THE EXERCISE =>
Output all the data exactly. Pictures do not belong in the copy.

DATA BLOCK =>
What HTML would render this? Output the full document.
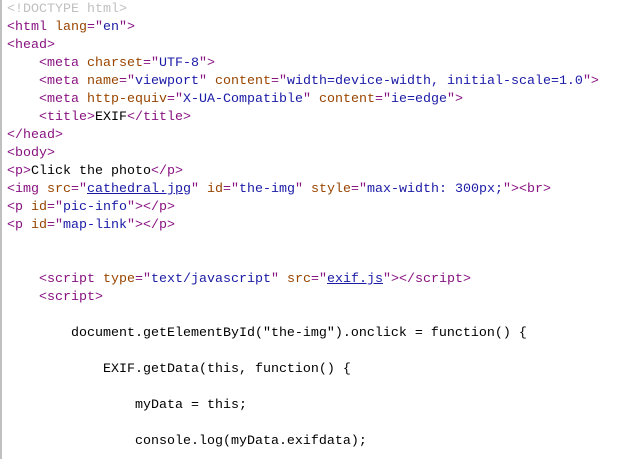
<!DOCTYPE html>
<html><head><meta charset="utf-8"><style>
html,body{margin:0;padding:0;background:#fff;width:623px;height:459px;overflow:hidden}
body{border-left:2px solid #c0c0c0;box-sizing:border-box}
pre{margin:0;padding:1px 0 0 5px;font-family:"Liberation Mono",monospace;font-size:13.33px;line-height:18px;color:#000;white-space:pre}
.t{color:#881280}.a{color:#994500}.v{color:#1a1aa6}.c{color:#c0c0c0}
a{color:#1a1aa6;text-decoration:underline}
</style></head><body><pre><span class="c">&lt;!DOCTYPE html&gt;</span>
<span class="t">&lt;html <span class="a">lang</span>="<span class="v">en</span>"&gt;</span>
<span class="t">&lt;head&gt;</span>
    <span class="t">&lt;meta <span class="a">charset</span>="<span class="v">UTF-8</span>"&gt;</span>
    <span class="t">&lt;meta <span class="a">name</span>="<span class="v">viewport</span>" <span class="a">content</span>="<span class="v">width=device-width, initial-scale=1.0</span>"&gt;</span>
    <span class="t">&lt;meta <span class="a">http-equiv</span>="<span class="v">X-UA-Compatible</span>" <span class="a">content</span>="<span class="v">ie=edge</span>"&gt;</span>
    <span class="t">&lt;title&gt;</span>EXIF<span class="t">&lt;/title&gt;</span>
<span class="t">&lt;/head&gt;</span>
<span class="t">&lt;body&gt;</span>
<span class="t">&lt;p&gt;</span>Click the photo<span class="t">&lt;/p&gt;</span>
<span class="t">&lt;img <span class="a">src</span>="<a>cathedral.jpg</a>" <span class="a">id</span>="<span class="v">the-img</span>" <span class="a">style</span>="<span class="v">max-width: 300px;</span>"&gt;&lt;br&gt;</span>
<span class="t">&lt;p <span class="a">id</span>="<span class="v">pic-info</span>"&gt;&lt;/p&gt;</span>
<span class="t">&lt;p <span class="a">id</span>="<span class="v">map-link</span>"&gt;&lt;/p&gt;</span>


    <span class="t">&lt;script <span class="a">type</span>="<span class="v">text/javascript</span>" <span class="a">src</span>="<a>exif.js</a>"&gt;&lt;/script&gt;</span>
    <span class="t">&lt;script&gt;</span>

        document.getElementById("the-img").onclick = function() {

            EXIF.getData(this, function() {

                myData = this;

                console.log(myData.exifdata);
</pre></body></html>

EXERCISE SOLUTION =>
What HTML would render this? Output the full document.
<!DOCTYPE html>
<html><head><meta charset="utf-8"><style>
html,body{margin:0;padding:0;background:#fff;width:623px;height:459px;overflow:hidden}
body{border-left:2px solid #c0c0c0;box-sizing:border-box}
pre{margin:0;padding:1px 0 0 5px;font-family:"Liberation Mono",monospace;font-size:13.33px;line-height:18px;color:#000;white-space:pre}
.t{color:#881280}.a{color:#994500}.v{color:#1a1aa6}.c{color:#c0c0c0}
a{color:#1a1aa6;text-decoration:underline}
</style></head><body><pre><span class="c">&lt;!DOCTYPE html&gt;</span>
<span class="t">&lt;html <span class="a">lang</span>="<span class="v">en</span>"&gt;</span>
<span class="t">&lt;head&gt;</span>
    <span class="t">&lt;meta <span class="a">charset</span>="<span class="v">UTF-8</span>"&gt;</span>
    <span class="t">&lt;meta <span class="a">name</span>="<span class="v">viewport</span>" <span class="a">content</span>="<span class="v">width=device-width, initial-scale=1.0</span>"&gt;</span>
    <span class="t">&lt;meta <span class="a">http-equiv</span>="<span class="v">X-UA-Compatible</span>" <span class="a">content</span>="<span class="v">ie=edge</span>"&gt;</span>
    <span class="t">&lt;title&gt;</span>EXIF<span class="t">&lt;/title&gt;</span>
<span class="t">&lt;/head&gt;</span>
<span class="t">&lt;body&gt;</span>
<span class="t">&lt;p&gt;</span>Click the photo<span class="t">&lt;/p&gt;</span>
<span class="t">&lt;img <span class="a">src</span>="<a>cathedral.jpg</a>" <span class="a">id</span>="<span class="v">the-img</span>" <span class="a">style</span>="<span class="v">max-width: 300px;</span>"&gt;&lt;br&gt;</span>
<span class="t">&lt;p <span class="a">id</span>="<span class="v">pic-info</span>"&gt;&lt;/p&gt;</span>
<span class="t">&lt;p <span class="a">id</span>="<span class="v">map-link</span>"&gt;&lt;/p&gt;</span>


    <span class="t">&lt;script <span class="a">type</span>="<span class="v">text/javascript</span>" <span class="a">src</span>="<a>exif.js</a>"&gt;&lt;/script&gt;</span>
    <span class="t">&lt;script&gt;</span>

        document.getElementById("the-img").onclick = function() {

            EXIF.getData(this, function() {

                myData = this;

                console.log(myData.exifdata);
</pre></body></html>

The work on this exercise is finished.